SBCS reported that it had served 81,000 migrants in San Diego since October 11. According to a report to the county, it spent $750,000 on people until December 24 and $152,000 on operations expenses such as lodging, transportation, and security.

“I could have done a lot more with $6 million,” said Erika Pinheiro, executive director of Al Otro Lado, a migrant aid organization that helps with street releases.

Vargas, who wrote to President Joe Biden last week to ask for his support, defended SBCS’s performance and mentioned its past work sheltering unaccompanied child migrants at the San Diego Convention Center in 2019.

“Nobody is perfect, especially when you’re trying to fill a gap from the federal government,” Vargas added, echoing a sentiment shared by many mayors in major cities.

Customs and Border Protection said in a statement on Friday that the street releases were “the latest example of the pressing need for Congress to provide additional resources and take legislative action to fix our outdated immigration laws.”

Between October and January, the Border Patrol discharged over 500,000 people with summons to appear in immigration court.

Migrant relief organizations are typically able to give temporary shelter. However, street releases are not uncommon. Last year, large-scale releases took place at the San Diego Transit Center.

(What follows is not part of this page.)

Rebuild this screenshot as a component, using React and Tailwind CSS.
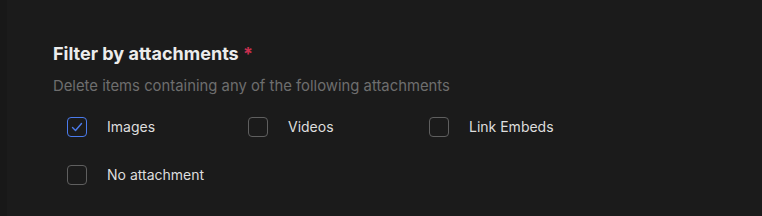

San Diego has emerged as one of the most active corridors for illegal crossings, with an average of 800 arrests per day in January. Many come from West Africa and Asia, with a daily average of over 100 from China in January.

According to Pedro Rios, director of the American Friends Service Committee’s U.S.-Mexico border program, the Border Patrol has informed migrant relief groups that 350 street releases are scheduled for Friday. When pressed for numbers, the agency did not provide any.